Nombre de cheminots se sont mobilisés au printemps contre la réforme, ont battu le pavé pour faire vivre cette grève, se sont déplacés vers les postes pour parler et débattre, ont interpellé leurs cadres et le reste de leur hiérarchie, mais ils se sont heurtés à des fins de non-recevoir. Aujourd’hui, comment ne pas les démotiver plus ? Sachant que ce genre de grève (grève carrée = 24h) ne trouve plus guère de résonance, comment ne pas plus isoler ceux qui représentent aujourd’hui une grande force de mobilisation et de pression sur la politique ? Voilà la stratégie de la direction : diviser, fragmenter une structure en plusieurs morceaux, délimiter le rapport de force, estimer les dommages, appliquer une stratégie en plusieurs phases, calculer les indemnités. L’État, par le biais de la direction de la SNCF, désorganise sciemment une des dernières grandes entreprises, et se contredit lui-même avec les mesures sociales qu’il vote. Le projet du forfait-jours va à l’encontre de la loi sur la déconnexion, et foule du pied tous les rapports pointant « le temps de travail excessif de certains cadres » (cabinet d’expertise Secafi, nov 2016).
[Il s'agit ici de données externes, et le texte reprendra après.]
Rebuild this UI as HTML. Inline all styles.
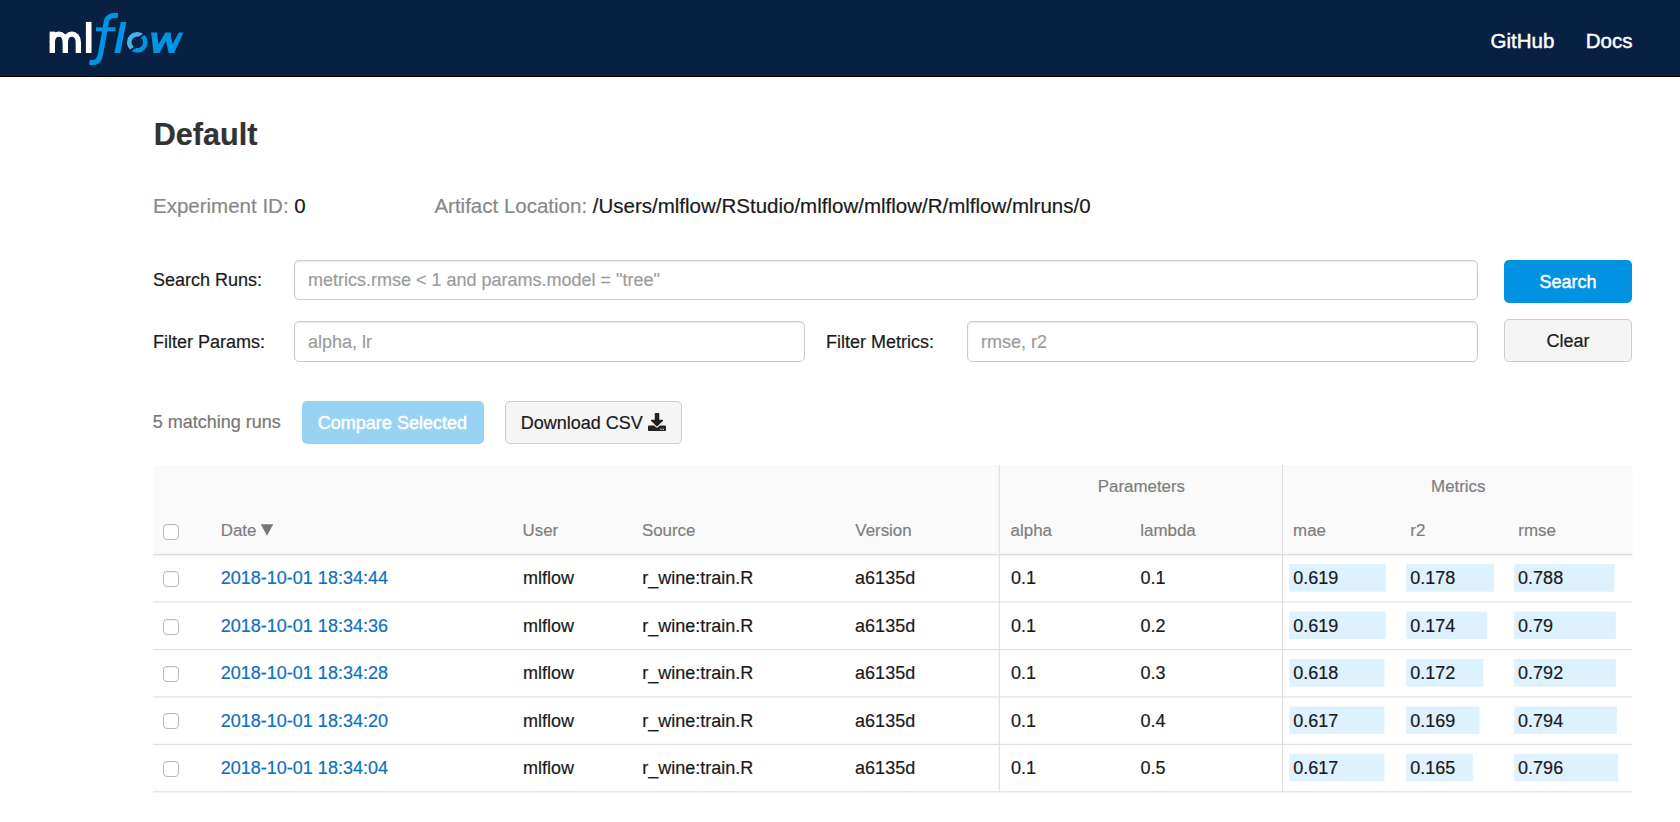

L’évidente nécessité de faire converger l’ensemble du corps ouvrier, tous secteurs confondus, n’étant déjà pas une mince affaire, la SNCF se trouve aujourd’hui fragmentée de toutes parts tant les filières et sous-filières se sont multipliées durant ces quinze dernières années, rendant toujours plus difficile cette convergence à l’échelle même d’une entreprise. Le forfait-jours qui a conduit à la grève du 02 février dernier, comme d’autres attaques passées et à venir, s’inscrit dans cette difficulté croissante de faire converger l’ensemble des salariés d’un même secteur, la direction de la SNCF créant volontairement de la désunion. La direction de la CGT Cheminots a ainsi décidé de manière unilatérale aussi bien de la date que des modalités et des revendications de la grève. Au niveau national, les organisations syndicales n’ont pas réussi à s’entendre, à commencer par celles qui, en juin dernier, ont appelé à la mobilisation contre les applications de la réforme ferroviaire et contre la loi travail. C’est d’autant plus regrettable que dans certaines régions, comme en PACA par exemple, différentes organisations syndicales ont appelé à la grève sur des problématiques et des revendications locales. Le fait d’aller à la grève de façon isolée, ou avec peu de préparation, a fait que de nombreux cheminots n’étaient même pas au courant de cette grève ; ou, s’ils l’étaient, ils n’ont peut-être pas vu la nécessité de s’y associer. Seule une convergence entre les différents secteurs, ainsi qu’une politique de rassemblement des cheminots, syndiqués et non-syndiqués, sur la base de revendications communes, permettront d’enrayer cette dispersion entretenue par nos directions. C’est à cela que nous devons œuvrer.